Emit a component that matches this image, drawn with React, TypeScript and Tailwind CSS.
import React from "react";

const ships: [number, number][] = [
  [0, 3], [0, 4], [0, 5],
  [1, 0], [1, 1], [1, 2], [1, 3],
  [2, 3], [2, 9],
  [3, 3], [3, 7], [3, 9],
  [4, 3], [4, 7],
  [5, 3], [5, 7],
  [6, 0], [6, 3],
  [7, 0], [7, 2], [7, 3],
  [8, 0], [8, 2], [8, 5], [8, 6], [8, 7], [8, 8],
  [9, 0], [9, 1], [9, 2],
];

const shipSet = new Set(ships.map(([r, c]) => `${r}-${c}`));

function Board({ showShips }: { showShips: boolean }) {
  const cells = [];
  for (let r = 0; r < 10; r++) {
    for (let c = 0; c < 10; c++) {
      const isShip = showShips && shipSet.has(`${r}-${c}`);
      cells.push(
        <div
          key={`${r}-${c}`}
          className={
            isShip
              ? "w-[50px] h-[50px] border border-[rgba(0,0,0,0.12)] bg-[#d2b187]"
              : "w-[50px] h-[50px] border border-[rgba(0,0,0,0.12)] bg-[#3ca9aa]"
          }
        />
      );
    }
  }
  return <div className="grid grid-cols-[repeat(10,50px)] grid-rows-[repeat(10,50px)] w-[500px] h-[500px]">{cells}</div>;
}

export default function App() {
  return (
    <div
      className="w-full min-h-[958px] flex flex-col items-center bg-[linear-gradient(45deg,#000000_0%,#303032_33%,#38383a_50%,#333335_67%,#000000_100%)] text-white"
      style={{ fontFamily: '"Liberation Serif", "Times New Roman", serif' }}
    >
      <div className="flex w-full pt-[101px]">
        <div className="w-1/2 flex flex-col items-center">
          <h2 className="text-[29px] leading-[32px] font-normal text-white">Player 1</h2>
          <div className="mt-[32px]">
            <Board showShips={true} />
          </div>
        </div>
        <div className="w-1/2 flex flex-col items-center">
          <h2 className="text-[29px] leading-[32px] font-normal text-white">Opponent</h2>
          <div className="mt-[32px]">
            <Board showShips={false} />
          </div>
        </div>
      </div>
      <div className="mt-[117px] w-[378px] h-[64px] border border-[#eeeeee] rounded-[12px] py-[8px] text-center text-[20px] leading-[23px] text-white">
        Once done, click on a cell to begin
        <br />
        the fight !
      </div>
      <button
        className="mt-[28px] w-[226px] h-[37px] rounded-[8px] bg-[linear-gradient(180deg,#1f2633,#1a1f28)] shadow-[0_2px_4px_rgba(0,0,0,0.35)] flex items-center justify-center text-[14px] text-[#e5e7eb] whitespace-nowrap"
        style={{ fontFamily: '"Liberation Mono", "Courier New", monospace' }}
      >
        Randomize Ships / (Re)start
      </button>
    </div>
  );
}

=-=-=

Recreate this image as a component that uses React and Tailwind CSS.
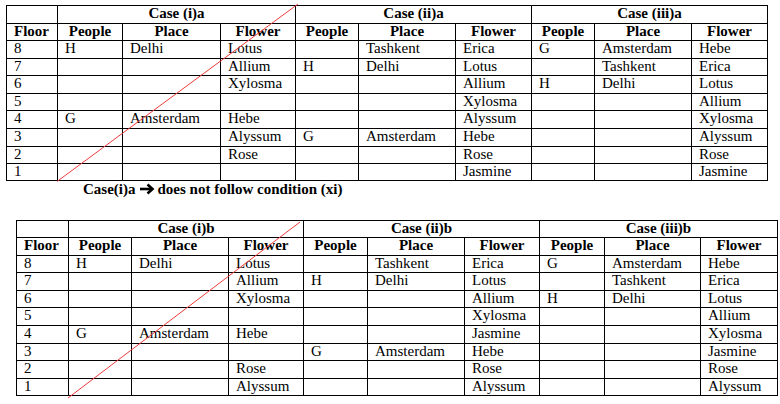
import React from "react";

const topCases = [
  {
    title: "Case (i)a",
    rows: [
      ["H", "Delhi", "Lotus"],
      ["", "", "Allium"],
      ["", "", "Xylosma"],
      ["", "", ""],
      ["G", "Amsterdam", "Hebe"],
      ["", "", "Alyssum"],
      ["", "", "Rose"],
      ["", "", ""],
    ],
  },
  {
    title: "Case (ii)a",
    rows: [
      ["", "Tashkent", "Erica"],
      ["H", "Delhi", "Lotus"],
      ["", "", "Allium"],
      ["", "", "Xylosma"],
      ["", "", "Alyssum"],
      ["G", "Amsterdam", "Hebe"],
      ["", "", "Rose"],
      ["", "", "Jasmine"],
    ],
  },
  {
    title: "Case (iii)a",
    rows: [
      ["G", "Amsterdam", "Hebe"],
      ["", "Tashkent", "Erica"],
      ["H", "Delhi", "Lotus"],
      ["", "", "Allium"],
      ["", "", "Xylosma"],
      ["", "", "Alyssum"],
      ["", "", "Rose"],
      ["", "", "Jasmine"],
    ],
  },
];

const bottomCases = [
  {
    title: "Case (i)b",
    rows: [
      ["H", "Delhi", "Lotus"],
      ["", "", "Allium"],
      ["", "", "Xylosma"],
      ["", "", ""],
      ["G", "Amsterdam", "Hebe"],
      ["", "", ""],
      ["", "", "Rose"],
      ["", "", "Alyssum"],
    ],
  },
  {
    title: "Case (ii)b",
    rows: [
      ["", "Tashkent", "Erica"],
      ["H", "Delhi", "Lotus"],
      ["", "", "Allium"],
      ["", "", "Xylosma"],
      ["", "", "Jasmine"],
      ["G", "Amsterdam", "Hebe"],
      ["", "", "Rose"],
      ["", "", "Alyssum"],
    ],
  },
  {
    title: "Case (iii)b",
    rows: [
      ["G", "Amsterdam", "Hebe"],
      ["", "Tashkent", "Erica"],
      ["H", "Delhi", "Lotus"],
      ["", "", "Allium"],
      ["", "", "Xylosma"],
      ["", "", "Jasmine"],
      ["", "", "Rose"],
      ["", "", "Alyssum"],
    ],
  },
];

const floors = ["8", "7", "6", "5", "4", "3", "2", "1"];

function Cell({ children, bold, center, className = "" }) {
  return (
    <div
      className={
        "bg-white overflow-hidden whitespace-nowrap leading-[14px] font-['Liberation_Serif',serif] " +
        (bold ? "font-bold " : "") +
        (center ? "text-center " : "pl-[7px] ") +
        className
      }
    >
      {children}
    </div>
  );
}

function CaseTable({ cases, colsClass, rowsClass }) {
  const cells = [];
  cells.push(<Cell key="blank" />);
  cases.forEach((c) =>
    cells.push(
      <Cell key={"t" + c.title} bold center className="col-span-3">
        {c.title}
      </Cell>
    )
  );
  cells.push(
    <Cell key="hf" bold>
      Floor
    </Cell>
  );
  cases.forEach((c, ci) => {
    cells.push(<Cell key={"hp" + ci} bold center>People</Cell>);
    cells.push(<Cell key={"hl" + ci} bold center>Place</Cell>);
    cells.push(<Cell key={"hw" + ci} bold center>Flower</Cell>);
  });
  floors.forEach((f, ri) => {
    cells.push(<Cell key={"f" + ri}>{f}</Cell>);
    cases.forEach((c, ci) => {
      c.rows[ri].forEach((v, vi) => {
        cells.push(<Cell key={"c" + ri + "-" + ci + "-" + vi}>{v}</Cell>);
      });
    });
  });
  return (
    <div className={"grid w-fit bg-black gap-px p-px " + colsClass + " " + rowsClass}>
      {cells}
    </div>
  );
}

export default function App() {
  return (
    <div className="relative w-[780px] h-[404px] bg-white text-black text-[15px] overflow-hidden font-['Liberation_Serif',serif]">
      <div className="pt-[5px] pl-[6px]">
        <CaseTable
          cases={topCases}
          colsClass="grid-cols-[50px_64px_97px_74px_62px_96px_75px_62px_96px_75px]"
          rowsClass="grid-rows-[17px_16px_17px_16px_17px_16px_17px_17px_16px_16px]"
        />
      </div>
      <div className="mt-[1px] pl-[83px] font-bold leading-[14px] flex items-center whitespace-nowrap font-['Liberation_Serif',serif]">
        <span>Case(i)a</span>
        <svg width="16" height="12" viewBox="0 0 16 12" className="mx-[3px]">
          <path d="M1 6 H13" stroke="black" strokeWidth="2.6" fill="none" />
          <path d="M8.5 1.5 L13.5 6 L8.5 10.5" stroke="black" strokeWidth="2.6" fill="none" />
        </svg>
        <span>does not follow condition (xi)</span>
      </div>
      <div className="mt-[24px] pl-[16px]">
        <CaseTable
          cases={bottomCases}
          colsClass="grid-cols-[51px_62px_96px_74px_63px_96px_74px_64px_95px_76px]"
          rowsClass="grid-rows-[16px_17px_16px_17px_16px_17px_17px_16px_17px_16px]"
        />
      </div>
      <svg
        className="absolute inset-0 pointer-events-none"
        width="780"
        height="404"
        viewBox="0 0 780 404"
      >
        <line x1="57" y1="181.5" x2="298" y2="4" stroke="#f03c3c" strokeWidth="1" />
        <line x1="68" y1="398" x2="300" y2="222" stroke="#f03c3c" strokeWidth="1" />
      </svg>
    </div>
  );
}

=-=-=

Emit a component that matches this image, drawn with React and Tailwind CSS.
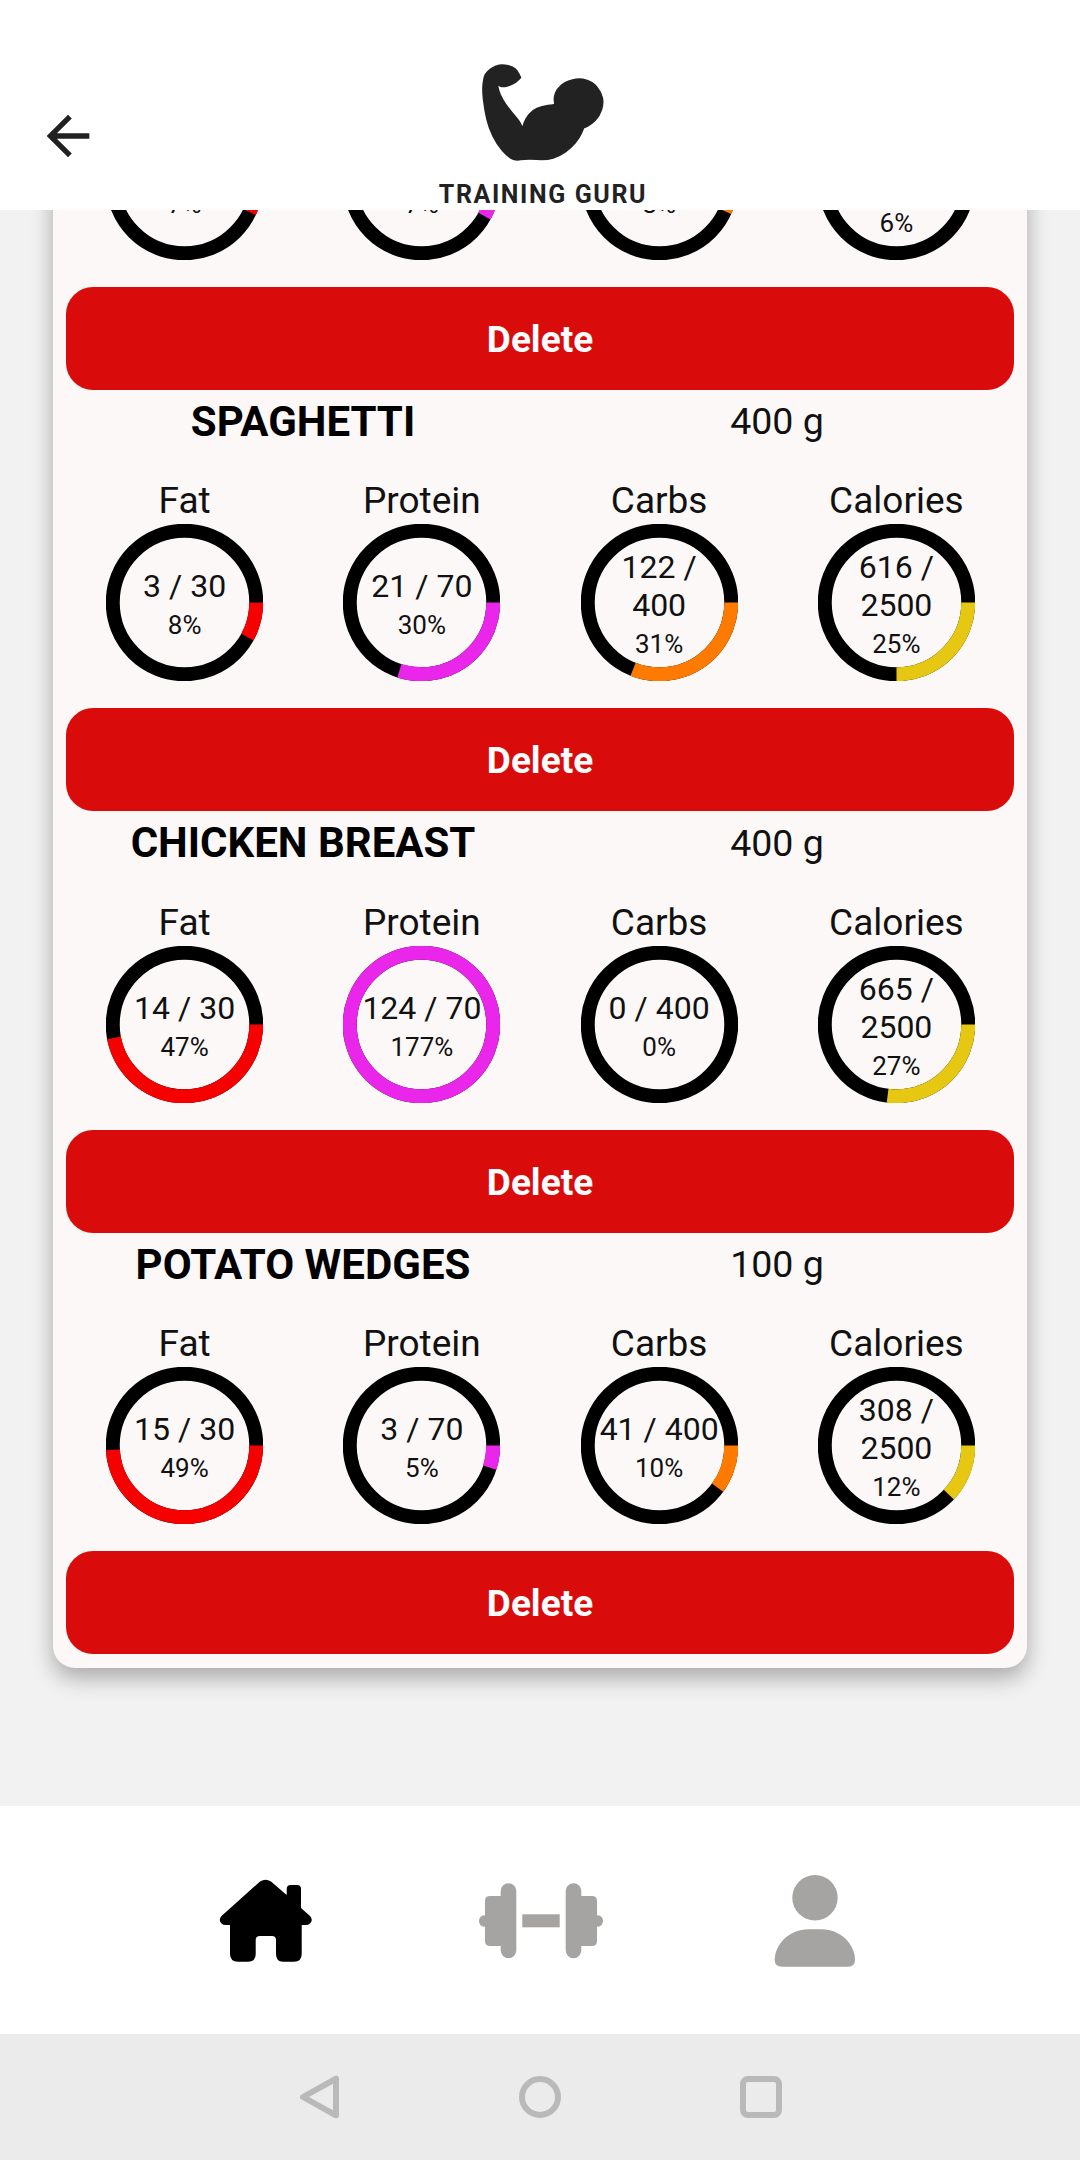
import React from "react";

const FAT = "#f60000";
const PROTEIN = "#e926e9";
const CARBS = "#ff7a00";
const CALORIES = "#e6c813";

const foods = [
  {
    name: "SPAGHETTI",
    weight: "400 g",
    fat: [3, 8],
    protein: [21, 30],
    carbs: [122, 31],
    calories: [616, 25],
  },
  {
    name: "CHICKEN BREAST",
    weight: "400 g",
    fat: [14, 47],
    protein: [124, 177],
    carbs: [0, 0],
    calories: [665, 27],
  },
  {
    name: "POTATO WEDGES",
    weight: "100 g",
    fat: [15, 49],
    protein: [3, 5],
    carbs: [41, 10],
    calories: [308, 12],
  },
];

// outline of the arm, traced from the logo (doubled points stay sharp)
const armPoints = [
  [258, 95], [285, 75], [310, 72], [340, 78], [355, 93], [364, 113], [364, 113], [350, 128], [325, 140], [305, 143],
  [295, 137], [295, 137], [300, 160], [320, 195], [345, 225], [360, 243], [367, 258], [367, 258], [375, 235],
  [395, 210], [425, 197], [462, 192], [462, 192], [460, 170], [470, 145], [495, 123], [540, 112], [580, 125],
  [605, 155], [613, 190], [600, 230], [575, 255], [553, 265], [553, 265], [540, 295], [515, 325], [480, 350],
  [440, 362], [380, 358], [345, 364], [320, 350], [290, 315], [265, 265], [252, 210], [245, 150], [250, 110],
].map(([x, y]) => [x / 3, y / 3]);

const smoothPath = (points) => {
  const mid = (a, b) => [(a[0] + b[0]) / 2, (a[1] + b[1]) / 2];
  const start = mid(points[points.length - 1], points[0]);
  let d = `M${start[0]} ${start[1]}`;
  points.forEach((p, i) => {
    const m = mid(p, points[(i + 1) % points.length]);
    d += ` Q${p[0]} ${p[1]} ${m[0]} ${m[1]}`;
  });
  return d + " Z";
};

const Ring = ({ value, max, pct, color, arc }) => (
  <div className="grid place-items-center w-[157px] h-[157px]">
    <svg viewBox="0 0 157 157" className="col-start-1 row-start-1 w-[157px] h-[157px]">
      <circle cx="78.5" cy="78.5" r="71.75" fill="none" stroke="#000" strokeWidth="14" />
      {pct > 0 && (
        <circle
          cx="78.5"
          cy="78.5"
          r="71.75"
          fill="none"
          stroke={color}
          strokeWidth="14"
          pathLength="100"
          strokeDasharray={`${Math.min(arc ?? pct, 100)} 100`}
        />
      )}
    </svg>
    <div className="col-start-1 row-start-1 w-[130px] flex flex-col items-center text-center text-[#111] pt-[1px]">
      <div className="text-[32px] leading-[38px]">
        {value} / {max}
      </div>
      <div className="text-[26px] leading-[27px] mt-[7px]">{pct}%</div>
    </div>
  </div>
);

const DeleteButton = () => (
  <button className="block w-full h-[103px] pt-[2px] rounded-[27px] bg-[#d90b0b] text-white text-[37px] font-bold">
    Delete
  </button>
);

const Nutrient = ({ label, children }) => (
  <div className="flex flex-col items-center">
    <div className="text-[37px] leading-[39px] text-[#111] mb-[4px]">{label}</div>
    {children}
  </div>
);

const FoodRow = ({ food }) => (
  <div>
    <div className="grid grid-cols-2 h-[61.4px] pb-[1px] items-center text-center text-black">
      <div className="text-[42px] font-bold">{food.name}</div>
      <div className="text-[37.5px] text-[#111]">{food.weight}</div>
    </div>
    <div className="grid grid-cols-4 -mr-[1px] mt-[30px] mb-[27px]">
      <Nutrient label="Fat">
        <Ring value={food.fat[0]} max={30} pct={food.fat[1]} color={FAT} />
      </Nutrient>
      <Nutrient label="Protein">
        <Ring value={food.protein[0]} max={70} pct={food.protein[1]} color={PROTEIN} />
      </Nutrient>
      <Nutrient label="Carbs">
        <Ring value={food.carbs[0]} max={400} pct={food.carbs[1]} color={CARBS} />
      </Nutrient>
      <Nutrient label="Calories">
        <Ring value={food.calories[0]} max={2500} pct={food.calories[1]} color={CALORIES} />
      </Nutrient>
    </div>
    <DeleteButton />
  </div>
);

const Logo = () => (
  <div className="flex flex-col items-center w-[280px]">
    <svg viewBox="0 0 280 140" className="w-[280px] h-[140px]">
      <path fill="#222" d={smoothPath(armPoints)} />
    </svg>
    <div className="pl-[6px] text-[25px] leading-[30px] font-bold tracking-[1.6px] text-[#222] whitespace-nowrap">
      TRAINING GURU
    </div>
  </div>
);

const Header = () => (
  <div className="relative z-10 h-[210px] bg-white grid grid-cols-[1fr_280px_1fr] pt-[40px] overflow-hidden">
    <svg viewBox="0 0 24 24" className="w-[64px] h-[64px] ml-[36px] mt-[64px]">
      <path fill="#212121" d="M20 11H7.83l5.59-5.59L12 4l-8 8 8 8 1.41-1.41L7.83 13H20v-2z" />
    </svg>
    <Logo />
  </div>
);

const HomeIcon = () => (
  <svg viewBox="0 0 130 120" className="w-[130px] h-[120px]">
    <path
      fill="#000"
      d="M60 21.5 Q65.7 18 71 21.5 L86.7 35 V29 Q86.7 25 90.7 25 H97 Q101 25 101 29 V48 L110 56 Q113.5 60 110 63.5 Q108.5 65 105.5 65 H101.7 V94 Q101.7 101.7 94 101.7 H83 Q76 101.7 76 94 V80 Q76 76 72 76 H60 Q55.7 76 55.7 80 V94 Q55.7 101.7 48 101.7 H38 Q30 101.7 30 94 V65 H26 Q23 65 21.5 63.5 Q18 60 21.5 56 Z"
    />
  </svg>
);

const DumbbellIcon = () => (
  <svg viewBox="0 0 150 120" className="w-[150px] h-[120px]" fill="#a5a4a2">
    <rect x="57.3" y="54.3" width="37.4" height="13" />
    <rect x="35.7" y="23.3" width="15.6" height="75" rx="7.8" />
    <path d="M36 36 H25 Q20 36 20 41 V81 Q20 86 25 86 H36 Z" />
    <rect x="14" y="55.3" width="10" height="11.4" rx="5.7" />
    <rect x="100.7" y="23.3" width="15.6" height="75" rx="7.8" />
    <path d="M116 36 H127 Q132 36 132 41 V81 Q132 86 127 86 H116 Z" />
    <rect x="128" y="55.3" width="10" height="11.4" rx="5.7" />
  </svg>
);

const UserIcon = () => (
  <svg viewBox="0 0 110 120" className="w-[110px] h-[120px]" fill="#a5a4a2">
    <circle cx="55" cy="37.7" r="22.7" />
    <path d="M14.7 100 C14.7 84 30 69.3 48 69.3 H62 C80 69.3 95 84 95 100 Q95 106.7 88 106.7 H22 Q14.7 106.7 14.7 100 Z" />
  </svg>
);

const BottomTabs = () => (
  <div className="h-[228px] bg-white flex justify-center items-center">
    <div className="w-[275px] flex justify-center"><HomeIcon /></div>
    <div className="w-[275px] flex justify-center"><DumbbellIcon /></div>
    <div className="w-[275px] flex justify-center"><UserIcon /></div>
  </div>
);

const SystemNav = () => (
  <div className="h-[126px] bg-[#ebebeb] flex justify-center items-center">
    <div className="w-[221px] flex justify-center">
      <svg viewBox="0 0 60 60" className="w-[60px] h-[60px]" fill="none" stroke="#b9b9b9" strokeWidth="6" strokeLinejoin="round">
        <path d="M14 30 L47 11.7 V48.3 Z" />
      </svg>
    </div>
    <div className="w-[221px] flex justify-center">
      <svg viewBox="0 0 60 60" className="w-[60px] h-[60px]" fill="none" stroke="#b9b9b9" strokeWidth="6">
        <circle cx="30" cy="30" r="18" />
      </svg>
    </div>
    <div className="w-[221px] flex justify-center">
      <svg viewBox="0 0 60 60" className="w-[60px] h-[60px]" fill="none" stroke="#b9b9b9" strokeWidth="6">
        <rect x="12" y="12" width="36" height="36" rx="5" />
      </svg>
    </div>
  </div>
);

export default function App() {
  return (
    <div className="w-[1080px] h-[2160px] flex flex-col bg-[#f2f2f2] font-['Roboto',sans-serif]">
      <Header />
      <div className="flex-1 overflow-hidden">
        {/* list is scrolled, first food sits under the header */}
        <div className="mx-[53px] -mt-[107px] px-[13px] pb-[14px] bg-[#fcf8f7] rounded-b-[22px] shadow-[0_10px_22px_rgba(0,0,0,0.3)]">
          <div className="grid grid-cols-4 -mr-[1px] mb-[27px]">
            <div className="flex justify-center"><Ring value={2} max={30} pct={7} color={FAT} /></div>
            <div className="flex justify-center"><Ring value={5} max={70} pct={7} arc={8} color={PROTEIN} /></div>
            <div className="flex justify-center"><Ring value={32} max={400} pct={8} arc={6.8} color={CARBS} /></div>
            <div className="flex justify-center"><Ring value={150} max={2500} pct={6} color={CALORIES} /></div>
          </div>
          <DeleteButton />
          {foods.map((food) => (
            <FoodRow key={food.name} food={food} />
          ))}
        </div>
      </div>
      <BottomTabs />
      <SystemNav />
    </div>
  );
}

=-=-=

- Goal: Exactly and exclusively, reproduce the lines that start at the line containing "TypeScript and Tailwind CSS." and end at the line containing "const shipSet = new", inclusive of both.

- Solution to this problem:
Emit a component that matches this image, drawn with React, TypeScript and Tailwind CSS.
import React from "react";

const ships: [number, number][] = [
  [0, 3], [0, 4], [0, 5],
  [1, 0], [1, 1], [1, 2], [1, 3],
  [2, 3], [2, 9],
  [3, 3], [3, 7], [3, 9],
  [4, 3], [4, 7],
  [5, 3], [5, 7],
  [6, 0], [6, 3],
  [7, 0], [7, 2], [7, 3],
  [8, 0], [8, 2], [8, 5], [8, 6], [8, 7], [8, 8],
  [9, 0], [9, 1], [9, 2],
];

const shipSet = new Set(ships.map(([r, c]) => `${r}-${c}`));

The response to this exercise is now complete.